Quiz mode presents five questions per session with both multiple-choice and numerical formats. Topics include identifying which material expands the most, calculating thermal stress in a constrained bar, determining shrink fit temperatures, and predicting bimetallic strip behaviour. After completing the quiz, review your results to identify areas for further study. This is especially useful for manufacturing technology and strength of materials examinations.

• The coefficient of thermal expansion α is temperature-dependent in reality, but for most engineering calculations over moderate temperature ranges, a constant value is sufficiently accurate.
• For shrink fits, always add a safety margin of 20–50 °C above the minimum calculated ΔT to ensure easy assembly.
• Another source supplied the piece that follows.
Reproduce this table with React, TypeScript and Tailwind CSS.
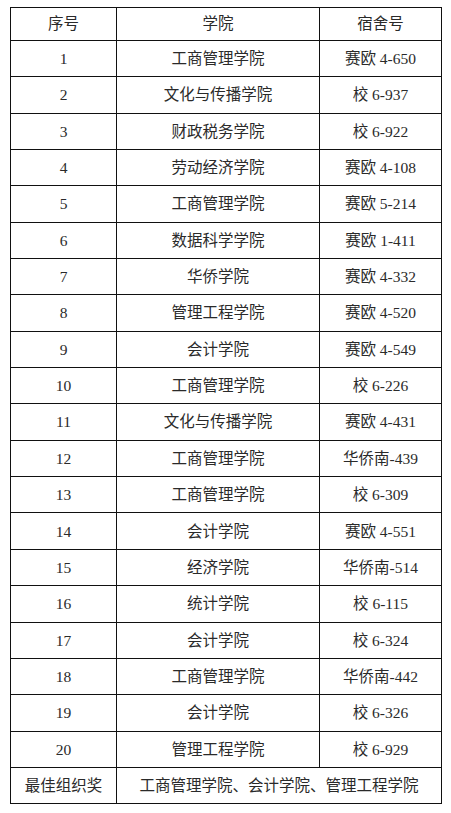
import React from "react";

const rows: [string, string, string][] = [
  ["1", "工商管理学院", "赛欧 4-650"],
  ["2", "文化与传播学院", "校 6-937"],
  ["3", "财政税务学院", "校 6-922"],
  ["4", "劳动经济学院", "赛欧 4-108"],
  ["5", "工商管理学院", "赛欧 5-214"],
  ["6", "数据科学学院", "赛欧 1-411"],
  ["7", "华侨学院", "赛欧 4-332"],
  ["8", "管理工程学院", "赛欧 4-520"],
  ["9", "会计学院", "赛欧 4-549"],
  ["10", "工商管理学院", "校 6-226"],
  ["11", "文化与传播学院", "赛欧 4-431"],
  ["12", "工商管理学院", "华侨南-439"],
  ["13", "工商管理学院", "校 6-309"],
  ["14", "会计学院", "赛欧 4-551"],
  ["15", "经济学院", "华侨南-514"],
  ["16", "统计学院", "校 6-115"],
  ["17", "会计学院", "校 6-324"],
  ["18", "工商管理学院", "华侨南-442"],
  ["19", "会计学院", "校 6-326"],
  ["20", "管理工程学院", "校 6-929"],
];

const cell = "border border-[#111] text-center align-middle p-0";

export default function App() {
  return (
    <div
      className="w-[451px] h-[813px] bg-white pt-[7px] pl-[10px] text-[#2a2a2a] text-[15.5px]"
      style={{ fontFamily: '"Liberation Serif", "Noto Sans CJK SC", serif' }}
    >
      <table className="border-collapse table-fixed w-[431px]">
        <colgroup>
          <col className="w-[106px]" />
          <col className="w-[203px]" />
          <col className="w-[122px]" />
        </colgroup>
        <tbody>
          <tr className="h-[33px]">
            <td className={cell}>序号</td>
            <td className={cell}>学院</td>
            <td className={cell}>宿舍号</td>
          </tr>
          {rows.map((r) => (
            <tr key={r[0]} className="h-[36.35px]">
              <td className={cell}>{r[0]}</td>
              <td className={cell}>{r[1]}</td>
              <td className={cell}>{r[2]}</td>
            </tr>
          ))}
          <tr className="h-[36px]">
            <td className={cell}>最佳组织奖</td>
            <td className={cell} colSpan={2}>
              工商管理学院、会计学院、管理工程学院
            </td>
          </tr>
        </tbody>
      </table>
    </div>
  );
}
The simulator shows the minimum; real practice requires overshoot.
• In bimetallic strip calculations, maximum deflection occurs when the two materials have the largest difference in α values. Try pairing Invar (α = 1.2) with Brass (α = 19.0) for maximum curvature.
• Remember that volumetric expansion is approximately three times the linear expansion: β ≈ 3α. This matters for liquid containers and reservoirs.
• When expansion is constrained (e.g., a bar fixed between walls), thermal stress σ = EαΔT develops. This can cause buckling in railroad tracks or cracking in rigid structures.
• Combine this tool with the Stress-Strain Diagram Simulator and Tolerance & Fits Calculator to understand how thermal expansion interacts with mechanical properties and manufacturing tolerances.